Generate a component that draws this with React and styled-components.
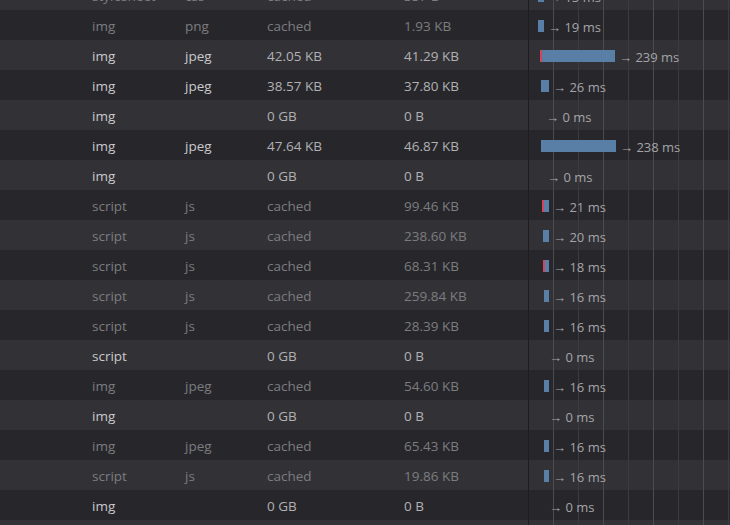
import React from "react";
import styled, { createGlobalStyle } from "styled-components";

const GlobalStyle = createGlobalStyle`
	html, body {
		margin: 0;
		padding: 0;
		background: #27272b;
	}
	body {
		font-family: "Open Sans", "Noto Sans", sans-serif;
	}
`;

const Panel = styled.div`
	width: 730px;
	height: 525px;
	overflow: hidden;
	background: #27272b;
`;

// the list is scrolled: the first row is half out of view
const List = styled.div`
	margin-top: -20px;
`;

const Row = styled.div`
	display: grid;
	grid-template-columns: 92px 93px 82px 137px 124px 202px;
	height: 30px;
	align-items: stretch;
	background: ${(p) => (p.$odd ? "#323236" : "#27272b")};
	font-size: 13.5px;
	color: ${(p) => (p.$cached ? "#7c7c80" : "#b1b1b4")};
`;

const Cell = styled.div`
	display: flex;
	align-items: center;
	white-space: nowrap;
	line-height: 30px;
	padding-top: 1px;
	color: ${(p) => (p.$bright && !p.$cached ? "#c9c9cc" : "inherit")};
`;

const Timeline = styled.div`
	display: flex;
	align-items: center;
	border-left: 1px solid #1d1d20;
	background-image: repeating-linear-gradient(
		to right,
		transparent 0 24px,
		#4b4b50 24px 25px,
		transparent 25px 49px,
		#3c3c40 49px 50px
	);
`;

const Bar = styled.div`
	height: 12px;
	background: #5a7fa7;
	flex-shrink: 0;
	border-left: ${(p) => (p.$blocked ? "2px solid #d2455b" : "none")};
	box-sizing: border-box;
`;

const Timing = styled.span`
	margin-left: 4px;
	padding-top: 2px;
	font-size: 13px;
	color: #a4a4a8;
	white-space: nowrap;
`;

const rows = [
	{ type: "stylesheet", ext: "css", transferred: "cached", size: "357 B", left: 9, width: 6, ms: 15 },
	{ type: "img", ext: "png", transferred: "cached", size: "1.93 KB", left: 9, width: 6, ms: 19 },
	{ type: "img", ext: "jpeg", transferred: "42.05 KB", size: "41.29 KB", left: 11, width: 75, ms: 239, blocked: true },
	{ type: "img", ext: "jpeg", transferred: "38.57 KB", size: "37.80 KB", left: 12, width: 8, ms: 26 },
	{ type: "img", ext: "", transferred: "0 GB", size: "0 B", left: 13, width: 0, ms: 0 },
	{ type: "img", ext: "jpeg", transferred: "47.64 KB", size: "46.87 KB", left: 12, width: 75, ms: 238 },
	{ type: "img", ext: "", transferred: "0 GB", size: "0 B", left: 14, width: 0, ms: 0 },
	{ type: "script", ext: "js", transferred: "cached", size: "99.46 KB", left: 13, width: 7, ms: 21, blocked: true },
	{ type: "script", ext: "js", transferred: "cached", size: "238.60 KB", left: 14, width: 6, ms: 20 },
	{ type: "script", ext: "js", transferred: "cached", size: "68.31 KB", left: 14, width: 6, ms: 18, blocked: true },
	{ type: "script", ext: "js", transferred: "cached", size: "259.84 KB", left: 15, width: 5, ms: 16 },
	{ type: "script", ext: "js", transferred: "cached", size: "28.39 KB", left: 15, width: 5, ms: 16 },
	{ type: "script", ext: "", transferred: "0 GB", size: "0 B", left: 16, width: 0, ms: 0 },
	{ type: "img", ext: "jpeg", transferred: "cached", size: "54.60 KB", left: 15, width: 5, ms: 16 },
	{ type: "img", ext: "", transferred: "0 GB", size: "0 B", left: 16, width: 0, ms: 0 },
	{ type: "img", ext: "jpeg", transferred: "cached", size: "65.43 KB", left: 15, width: 5, ms: 16 },
	{ type: "script", ext: "js", transferred: "cached", size: "19.86 KB", left: 15, width: 5, ms: 16 },
	{ type: "img", ext: "", transferred: "0 GB", size: "0 B", left: 16, width: 0, ms: 0 },
	{ type: "img", ext: "", transferred: "0 GB", size: "0 B", left: 16, width: 0, ms: 0 },
];

const RequestRow = ({ row, odd }) => {
	const cached = row.transferred === "cached";
	return (
		<Row $odd={odd} $cached={cached}>
			<Cell />
			<Cell $bright $cached={cached}>{row.type}</Cell>
			<Cell $bright $cached={cached}>{row.ext}</Cell>
			<Cell>{row.transferred}</Cell>
			<Cell>{row.size}</Cell>
			<Timeline>
				<Bar $blocked={row.blocked} style={{ marginLeft: row.left, width: row.width }} />
				<Timing>→ {row.ms} ms</Timing>
			</Timeline>
		</Row>
	);
};

const App = () => {
	return (
		<Panel>
			<GlobalStyle />
			<List>
				{rows.map((row, i) => (
					<RequestRow key={i} row={row} odd={i % 2 === 0} />
				))}
			</List>
		</Panel>
	);
};

export default App;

+ + + + + + +

EXERCISE DIRECTIONS
Quote in full the listing given above; the images are to be left out.

COMPLETE OUTPUT
Generate a component that draws this with React and styled-components.
import React from "react";
import styled, { createGlobalStyle } from "styled-components";

const GlobalStyle = createGlobalStyle`
	html, body {
		margin: 0;
		padding: 0;
		background: #27272b;
	}
	body {
		font-family: "Open Sans", "Noto Sans", sans-serif;
	}
`;

const Panel = styled.div`
	width: 730px;
	height: 525px;
	overflow: hidden;
	background: #27272b;
`;

// the list is scrolled: the first row is half out of view
const List = styled.div`
	margin-top: -20px;
`;

const Row = styled.div`
	display: grid;
	grid-template-columns: 92px 93px 82px 137px 124px 202px;
	height: 30px;
	align-items: stretch;
	background: ${(p) => (p.$odd ? "#323236" : "#27272b")};
	font-size: 13.5px;
	color: ${(p) => (p.$cached ? "#7c7c80" : "#b1b1b4")};
`;

const Cell = styled.div`
	display: flex;
	align-items: center;
	white-space: nowrap;
	line-height: 30px;
	padding-top: 1px;
	color: ${(p) => (p.$bright && !p.$cached ? "#c9c9cc" : "inherit")};
`;

const Timeline = styled.div`
	display: flex;
	align-items: center;
	border-left: 1px solid #1d1d20;
	background-image: repeating-linear-gradient(
		to right,
		transparent 0 24px,
		#4b4b50 24px 25px,
		transparent 25px 49px,
		#3c3c40 49px 50px
	);
`;

const Bar = styled.div`
	height: 12px;
	background: #5a7fa7;
	flex-shrink: 0;
	border-left: ${(p) => (p.$blocked ? "2px solid #d2455b" : "none")};
	box-sizing: border-box;
`;

const Timing = styled.span`
	margin-left: 4px;
	padding-top: 2px;
	font-size: 13px;
	color: #a4a4a8;
	white-space: nowrap;
`;

const rows = [
	{ type: "stylesheet", ext: "css", transferred: "cached", size: "357 B", left: 9, width: 6, ms: 15 },
	{ type: "img", ext: "png", transferred: "cached", size: "1.93 KB", left: 9, width: 6, ms: 19 },
	{ type: "img", ext: "jpeg", transferred: "42.05 KB", size: "41.29 KB", left: 11, width: 75, ms: 239, blocked: true },
	{ type: "img", ext: "jpeg", transferred: "38.57 KB", size: "37.80 KB", left: 12, width: 8, ms: 26 },
	{ type: "img", ext: "", transferred: "0 GB", size: "0 B", left: 13, width: 0, ms: 0 },
	{ type: "img", ext: "jpeg", transferred: "47.64 KB", size: "46.87 KB", left: 12, width: 75, ms: 238 },
	{ type: "img", ext: "", transferred: "0 GB", size: "0 B", left: 14, width: 0, ms: 0 },
	{ type: "script", ext: "js", transferred: "cached", size: "99.46 KB", left: 13, width: 7, ms: 21, blocked: true },
	{ type: "script", ext: "js", transferred: "cached", size: "238.60 KB", left: 14, width: 6, ms: 20 },
	{ type: "script", ext: "js", transferred: "cached", size: "68.31 KB", left: 14, width: 6, ms: 18, blocked: true },
	{ type: "script", ext: "js", transferred: "cached", size: "259.84 KB", left: 15, width: 5, ms: 16 },
	{ type: "script", ext: "js", transferred: "cached", size: "28.39 KB", left: 15, width: 5, ms: 16 },
	{ type: "script", ext: "", transferred: "0 GB", size: "0 B", left: 16, width: 0, ms: 0 },
	{ type: "img", ext: "jpeg", transferred: "cached", size: "54.60 KB", left: 15, width: 5, ms: 16 },
	{ type: "img", ext: "", transferred: "0 GB", size: "0 B", left: 16, width: 0, ms: 0 },
	{ type: "img", ext: "jpeg", transferred: "cached", size: "65.43 KB", left: 15, width: 5, ms: 16 },
	{ type: "script", ext: "js", transferred: "cached", size: "19.86 KB", left: 15, width: 5, ms: 16 },
	{ type: "img", ext: "", transferred: "0 GB", size: "0 B", left: 16, width: 0, ms: 0 },
	{ type: "img", ext: "", transferred: "0 GB", size: "0 B", left: 16, width: 0, ms: 0 },
];

const RequestRow = ({ row, odd }) => {
	const cached = row.transferred === "cached";
	return (
		<Row $odd={odd} $cached={cached}>
			<Cell />
			<Cell $bright $cached={cached}>{row.type}</Cell>
			<Cell $bright $cached={cached}>{row.ext}</Cell>
			<Cell>{row.transferred}</Cell>
			<Cell>{row.size}</Cell>
			<Timeline>
				<Bar $blocked={row.blocked} style={{ marginLeft: row.left, width: row.width }} />
				<Timing>→ {row.ms} ms</Timing>
			</Timeline>
		</Row>
	);
};

const App = () => {
	return (
		<Panel>
			<GlobalStyle />
			<List>
				{rows.map((row, i) => (
					<RequestRow key={i} row={row} odd={i % 2 === 0} />
				))}
			</List>
		</Panel>
	);
};

export default App;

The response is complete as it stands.